Depending on the condition’s cause, a health care provider might recommend lifestyle changes in addition to medication.

FAQs About Hypothyroidism and Facial Changes

Does Hypothyroidism Cause Fat Face?

A lack of thyroid hormone can be associated with facial swelling, though not everyone with hypothyroidism experiences this symptom.

Facial puffiness is most common in advanced hypothyroidism. It usually accompanies other changes in a person’s appearance, including a change in skin texture and tone.

Can Hypothyroidism Change Your Appearance?

Hypothyroidism can change a person’s appearance in multiple ways. Often, people with an underactive thyroid have facial puffiness, especially around the eyes. The skin may also become dry and scaly.

Dr. Lechan explains that “the facial skin also can become pale or even develop a yellow hue due to the development of hypercarotenemia, and occasionally, there can be bulging of the eyes (proptosis) when associated with autoimmune thyroid disease.” He adds that specific changes depend on the disease severity and, sometimes, the underlying cause.

In addition, people with severe hypothyroidism may have a broadening of the nose, a thickening of the lips, and an enlargement of the tongue. They may also lose hair, including from the outer portion of the eyebrows.
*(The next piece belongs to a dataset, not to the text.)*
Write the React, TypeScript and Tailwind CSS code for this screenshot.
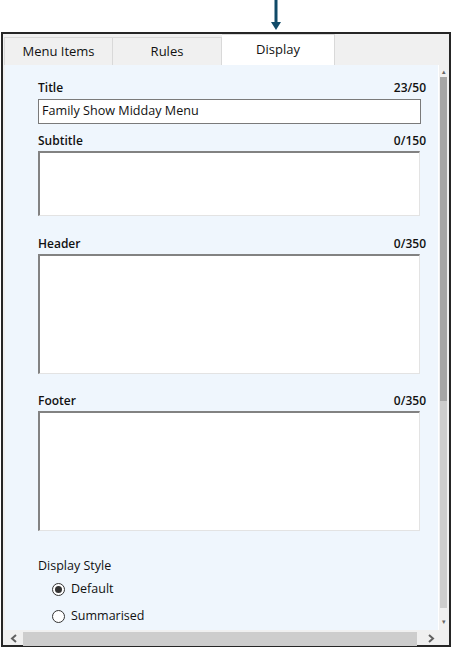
import React from "react";

const font = { fontFamily: '"Open Sans", "Noto Sans", sans-serif' };

function Field({ label, count, height, single, value, className }: { label: string; count: string; height: number; single?: boolean; value?: string; className?: string }) {
  return (
    <div className={className}>
      <div className="flex justify-between items-center h-4 mb-[3px] text-[12px] font-semibold text-[#111] leading-4">
        <span>{label}</span>
        <span className="mr-[-5px]">{count}</span>
      </div>
      {single ? (
        <div className="h-[25px] border border-[#7a7a7a] bg-white flex items-center px-[3px] text-[12.6px] text-[#111]">
          {value}
        </div>
      ) : (
        <div
          className="bg-white border-t-2 border-l-2 border-t-[#828282] border-l-[#828282] border-r border-b border-r-[#e3e3e3] border-b-[#e3e3e3] mr-[1px] -mt-[1px]"
          style={{ height }}
        />
      )}
    </div>
  );
}

function Radio({ label, checked }: { label: string; checked?: boolean }) {
  return (
    <div className="flex items-center h-[27px] pl-[14px] gap-[6px] text-[12.5px] text-[#111]">
      <span className="w-[13px] h-[13px] rounded-full border border-[#333] bg-white flex items-center justify-center">
        {checked && <span className="w-[7px] h-[7px] rounded-full bg-[#333]" />}
      </span>
      <span>{label}</span>
    </div>
  );
}

function Chevron({ dir }: { dir: "left" | "right" }) {
  return (
    <svg width="8" height="9" viewBox="0 0 8 9">
      <path
        d={dir === "left" ? "M6 1 L2 4.5 L6 8" : "M2 1 L6 4.5 L2 8"}
        fill="none"
        stroke="#606060"
        strokeWidth="2"
      />
    </svg>
  );
}

export default function App() {
  return (
    <div className="w-[452px] h-[648px] bg-white relative overflow-hidden" style={font}>
      <svg className="absolute left-[270px] top-0" width="12" height="31" viewBox="0 0 12 31">
        <rect x="4.5" y="0" width="3" height="24" fill="#104a68" />
        <path d="M1 22 L11 22 L6 30 Z" fill="#104a68" />
      </svg>
      <div className="absolute left-[1px] top-[32px] w-[450px] h-[615px] border-2 border-[#262626] bg-[#f0f0f0] flex flex-col">
        <div className="flex items-end h-[31px] pl-[1px] shrink-0">
          <div className="w-[109px] h-[28px] border border-b-0 border-[#d9d9d9] flex items-center justify-center text-[13px] text-[#111]">
            Menu Items
          </div>
          <div className="w-[109px] h-[28px] border border-b-0 border-l-0 border-[#d9d9d9] flex items-center justify-center text-[13px] text-[#111]">
            Rules
          </div>
          <div className="w-[113px] h-[31px] bg-white border border-b-0 border-l-0 border-[#d9d9d9] flex items-start pt-[5px] justify-center text-[13px] text-[#111]">
            Display
          </div>
        </div>
        <div className="flex flex-1 ml-[2px] mr-[1px]">
          <div className="flex-1 bg-[#eff6fd] pl-[33px] pr-[17px] pt-[15px] border-r border-[#ffffff]">
            <Field label="Title" count="23/50" height={25} single value="Family Show Midday Menu" />
            <Field className="mt-[9px]" label="Subtitle" count="0/150" height={65} />
            <Field className="mt-[20px]" label="Header" count="0/350" height={120} />
            <Field className="mt-[19px]" label="Footer" count="0/350" height={120} />
            <div className="mt-[27px] h-4 leading-4 text-[12.5px] font-medium text-[#111]">Display Style</div>
            <div className="mt-[2px]">
              <Radio label="Default" checked />
              <Radio label="Summarised" />
            </div>
          </div>
          <div className="w-[9px] flex flex-col items-center pt-[3px] bg-[#f0f0f0]">
            <span className="text-[7px] leading-[8px] text-[#666]">▴</span>
            <div className="w-[7px] h-[324px] bg-[#a6a6a6] mt-[1px]" />
            <div className="w-[7px] flex-1 bg-[#cdcdcd] mb-[10px]" />
            <span className="text-[7px] leading-[8px] text-[#666] mb-[4px]">▾</span>
          </div>
        </div>
        <div className="h-[17px] flex items-center ml-[2px] mr-[4px] mb-[2px] shrink-0">
          <span className="w-[18px] flex justify-center">
            <Chevron dir="left" />
          </span>
          <div className="flex-1 h-[14px] bg-[#cdcdcd]" />
          <span className="w-[28px] flex justify-center">
            <Chevron dir="right" />
          </span>
        </div>
      </div>
    </div>
  );
}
Hypothyroidism and hyperthyroidism can cause the thyroid gland to enlarge, resulting in goiter in the neck. A lump may also appear in the neck due to thyroid cancer. A health care provider will conduct a physical exam. They may also use a blood test, imaging, or a biopsy to arrive at a diagnosis.

Some people with autoimmune-related hypothyroidism have bulging eyes. While most changes in appearance dissipate with thyroid hormone replacement therapy, proptosis might need special treatment, according to Lechan.

Weight gain associated with an underactive thyroid can also change a person’s facial appearance.

What Does Hypothyroid Skin Look Like?

Besides puffiness, skin affected by hypothyroidism is often dry, cold, pale, waxy, and firm to the touch. It may also be scaly and have a yellowish tint because of excess carotene. Rashes might develop, especially in skin creases. Other effects include flushing and reddish spots that come and go.